- Supplied material
----------

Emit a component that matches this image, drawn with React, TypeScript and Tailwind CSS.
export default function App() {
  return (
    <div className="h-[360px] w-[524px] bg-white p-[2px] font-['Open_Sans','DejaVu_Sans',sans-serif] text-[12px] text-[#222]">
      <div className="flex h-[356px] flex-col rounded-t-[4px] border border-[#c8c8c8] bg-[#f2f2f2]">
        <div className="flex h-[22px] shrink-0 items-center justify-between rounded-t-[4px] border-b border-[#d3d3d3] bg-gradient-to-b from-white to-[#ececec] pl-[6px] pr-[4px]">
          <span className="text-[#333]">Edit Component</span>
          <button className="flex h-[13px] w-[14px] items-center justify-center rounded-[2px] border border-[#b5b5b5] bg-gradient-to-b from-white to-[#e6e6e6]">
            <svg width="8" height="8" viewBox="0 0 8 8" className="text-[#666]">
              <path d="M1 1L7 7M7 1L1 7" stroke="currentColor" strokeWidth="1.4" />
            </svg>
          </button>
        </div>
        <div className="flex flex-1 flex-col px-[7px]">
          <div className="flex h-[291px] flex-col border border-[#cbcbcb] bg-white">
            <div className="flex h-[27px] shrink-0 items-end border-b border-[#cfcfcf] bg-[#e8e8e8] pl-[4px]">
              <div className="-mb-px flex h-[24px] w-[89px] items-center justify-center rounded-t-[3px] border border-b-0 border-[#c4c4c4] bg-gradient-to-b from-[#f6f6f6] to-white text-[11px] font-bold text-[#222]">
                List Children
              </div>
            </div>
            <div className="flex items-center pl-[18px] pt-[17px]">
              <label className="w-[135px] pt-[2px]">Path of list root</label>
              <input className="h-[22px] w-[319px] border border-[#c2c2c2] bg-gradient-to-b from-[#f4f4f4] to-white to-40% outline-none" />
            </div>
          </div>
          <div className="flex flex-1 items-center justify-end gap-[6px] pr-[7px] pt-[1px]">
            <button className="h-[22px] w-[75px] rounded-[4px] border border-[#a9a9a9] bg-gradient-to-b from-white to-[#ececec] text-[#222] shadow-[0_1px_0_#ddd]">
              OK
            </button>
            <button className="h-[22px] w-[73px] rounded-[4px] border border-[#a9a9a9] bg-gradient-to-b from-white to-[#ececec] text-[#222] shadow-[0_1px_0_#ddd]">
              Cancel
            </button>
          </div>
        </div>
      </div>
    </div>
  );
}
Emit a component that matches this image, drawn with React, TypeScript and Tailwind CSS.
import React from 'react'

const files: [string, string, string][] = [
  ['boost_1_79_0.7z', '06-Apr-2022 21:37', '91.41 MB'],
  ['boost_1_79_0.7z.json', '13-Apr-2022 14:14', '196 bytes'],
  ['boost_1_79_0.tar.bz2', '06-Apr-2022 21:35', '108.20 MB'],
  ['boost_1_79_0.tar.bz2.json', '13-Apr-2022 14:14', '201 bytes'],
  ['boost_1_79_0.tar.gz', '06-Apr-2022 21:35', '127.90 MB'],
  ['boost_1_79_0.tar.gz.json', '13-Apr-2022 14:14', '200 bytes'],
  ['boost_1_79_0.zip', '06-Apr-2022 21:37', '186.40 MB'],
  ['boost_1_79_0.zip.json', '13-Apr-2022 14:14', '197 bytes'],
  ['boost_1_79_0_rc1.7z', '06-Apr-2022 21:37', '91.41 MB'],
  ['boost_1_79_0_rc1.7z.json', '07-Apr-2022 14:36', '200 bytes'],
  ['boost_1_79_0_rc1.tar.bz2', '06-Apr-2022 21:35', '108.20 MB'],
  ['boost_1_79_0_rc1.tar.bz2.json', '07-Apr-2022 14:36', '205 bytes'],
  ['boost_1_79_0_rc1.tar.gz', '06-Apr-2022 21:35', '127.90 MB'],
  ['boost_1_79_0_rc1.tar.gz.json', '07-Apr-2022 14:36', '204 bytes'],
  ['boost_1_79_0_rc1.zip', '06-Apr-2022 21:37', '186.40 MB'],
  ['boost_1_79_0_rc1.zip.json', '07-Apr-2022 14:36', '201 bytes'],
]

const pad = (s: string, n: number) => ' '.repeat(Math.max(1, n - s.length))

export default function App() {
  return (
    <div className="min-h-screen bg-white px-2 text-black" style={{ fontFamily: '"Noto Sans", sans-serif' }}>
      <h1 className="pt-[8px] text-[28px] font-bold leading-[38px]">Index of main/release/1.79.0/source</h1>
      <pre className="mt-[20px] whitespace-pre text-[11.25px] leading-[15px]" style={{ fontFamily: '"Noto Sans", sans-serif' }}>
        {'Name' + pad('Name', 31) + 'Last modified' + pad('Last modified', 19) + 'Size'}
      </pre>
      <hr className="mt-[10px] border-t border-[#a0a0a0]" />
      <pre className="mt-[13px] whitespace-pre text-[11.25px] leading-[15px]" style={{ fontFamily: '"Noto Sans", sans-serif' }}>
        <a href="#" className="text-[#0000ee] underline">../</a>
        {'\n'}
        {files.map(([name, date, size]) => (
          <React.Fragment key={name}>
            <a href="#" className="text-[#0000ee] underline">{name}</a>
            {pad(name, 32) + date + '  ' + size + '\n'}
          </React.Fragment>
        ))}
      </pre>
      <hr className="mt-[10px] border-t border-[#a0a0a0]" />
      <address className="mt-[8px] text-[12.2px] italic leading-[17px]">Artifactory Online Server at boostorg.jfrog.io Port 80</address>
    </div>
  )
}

----------

Repeat all of the records above exactly as written.

Emit a component that matches this image, drawn with React, TypeScript and Tailwind CSS.
export default function App() {
  return (
    <div className="h-[360px] w-[524px] bg-white p-[2px] font-['Open_Sans','DejaVu_Sans',sans-serif] text-[12px] text-[#222]">
      <div className="flex h-[356px] flex-col rounded-t-[4px] border border-[#c8c8c8] bg-[#f2f2f2]">
        <div className="flex h-[22px] shrink-0 items-center justify-between rounded-t-[4px] border-b border-[#d3d3d3] bg-gradient-to-b from-white to-[#ececec] pl-[6px] pr-[4px]">
          <span className="text-[#333]">Edit Component</span>
          <button className="flex h-[13px] w-[14px] items-center justify-center rounded-[2px] border border-[#b5b5b5] bg-gradient-to-b from-white to-[#e6e6e6]">
            <svg width="8" height="8" viewBox="0 0 8 8" className="text-[#666]">
              <path d="M1 1L7 7M7 1L1 7" stroke="currentColor" strokeWidth="1.4" />
            </svg>
          </button>
        </div>
        <div className="flex flex-1 flex-col px-[7px]">
          <div className="flex h-[291px] flex-col border border-[#cbcbcb] bg-white">
            <div className="flex h-[27px] shrink-0 items-end border-b border-[#cfcfcf] bg-[#e8e8e8] pl-[4px]">
              <div className="-mb-px flex h-[24px] w-[89px] items-center justify-center rounded-t-[3px] border border-b-0 border-[#c4c4c4] bg-gradient-to-b from-[#f6f6f6] to-white text-[11px] font-bold text-[#222]">
                List Children
              </div>
            </div>
            <div className="flex items-center pl-[18px] pt-[17px]">
              <label className="w-[135px] pt-[2px]">Path of list root</label>
              <input className="h-[22px] w-[319px] border border-[#c2c2c2] bg-gradient-to-b from-[#f4f4f4] to-white to-40% outline-none" />
            </div>
          </div>
          <div className="flex flex-1 items-center justify-end gap-[6px] pr-[7px] pt-[1px]">
            <button className="h-[22px] w-[75px] rounded-[4px] border border-[#a9a9a9] bg-gradient-to-b from-white to-[#ececec] text-[#222] shadow-[0_1px_0_#ddd]">
              OK
            </button>
            <button className="h-[22px] w-[73px] rounded-[4px] border border-[#a9a9a9] bg-gradient-to-b from-white to-[#ececec] text-[#222] shadow-[0_1px_0_#ddd]">
              Cancel
            </button>
          </div>
        </div>
      </div>
    </div>
  );
}
Emit a component that matches this image, drawn with React, TypeScript and Tailwind CSS.
import React from 'react'

const files: [string, string, string][] = [
  ['boost_1_79_0.7z', '06-Apr-2022 21:37', '91.41 MB'],
  ['boost_1_79_0.7z.json', '13-Apr-2022 14:14', '196 bytes'],
  ['boost_1_79_0.tar.bz2', '06-Apr-2022 21:35', '108.20 MB'],
  ['boost_1_79_0.tar.bz2.json', '13-Apr-2022 14:14', '201 bytes'],
  ['boost_1_79_0.tar.gz', '06-Apr-2022 21:35', '127.90 MB'],
  ['boost_1_79_0.tar.gz.json', '13-Apr-2022 14:14', '200 bytes'],
  ['boost_1_79_0.zip', '06-Apr-2022 21:37', '186.40 MB'],
  ['boost_1_79_0.zip.json', '13-Apr-2022 14:14', '197 bytes'],
  ['boost_1_79_0_rc1.7z', '06-Apr-2022 21:37', '91.41 MB'],
  ['boost_1_79_0_rc1.7z.json', '07-Apr-2022 14:36', '200 bytes'],
  ['boost_1_79_0_rc1.tar.bz2', '06-Apr-2022 21:35', '108.20 MB'],
  ['boost_1_79_0_rc1.tar.bz2.json', '07-Apr-2022 14:36', '205 bytes'],
  ['boost_1_79_0_rc1.tar.gz', '06-Apr-2022 21:35', '127.90 MB'],
  ['boost_1_79_0_rc1.tar.gz.json', '07-Apr-2022 14:36', '204 bytes'],
  ['boost_1_79_0_rc1.zip', '06-Apr-2022 21:37', '186.40 MB'],
  ['boost_1_79_0_rc1.zip.json', '07-Apr-2022 14:36', '201 bytes'],
]

const pad = (s: string, n: number) => ' '.repeat(Math.max(1, n - s.length))

export default function App() {
  return (
    <div className="min-h-screen bg-white px-2 text-black" style={{ fontFamily: '"Noto Sans", sans-serif' }}>
      <h1 className="pt-[8px] text-[28px] font-bold leading-[38px]">Index of main/release/1.79.0/source</h1>
      <pre className="mt-[20px] whitespace-pre text-[11.25px] leading-[15px]" style={{ fontFamily: '"Noto Sans", sans-serif' }}>
        {'Name' + pad('Name', 31) + 'Last modified' + pad('Last modified', 19) + 'Size'}
      </pre>
      <hr className="mt-[10px] border-t border-[#a0a0a0]" />
      <pre className="mt-[13px] whitespace-pre text-[11.25px] leading-[15px]" style={{ fontFamily: '"Noto Sans", sans-serif' }}>
        <a href="#" className="text-[#0000ee] underline">../</a>
        {'\n'}
        {files.map(([name, date, size]) => (
          <React.Fragment key={name}>
            <a href="#" className="text-[#0000ee] underline">{name}</a>
            {pad(name, 32) + date + '  ' + size + '\n'}
          </React.Fragment>
        ))}
      </pre>
      <hr className="mt-[10px] border-t border-[#a0a0a0]" />
      <address className="mt-[8px] text-[12.2px] italic leading-[17px]">Artifactory Online Server at boostorg.jfrog.io Port 80</address>
    </div>
  )
}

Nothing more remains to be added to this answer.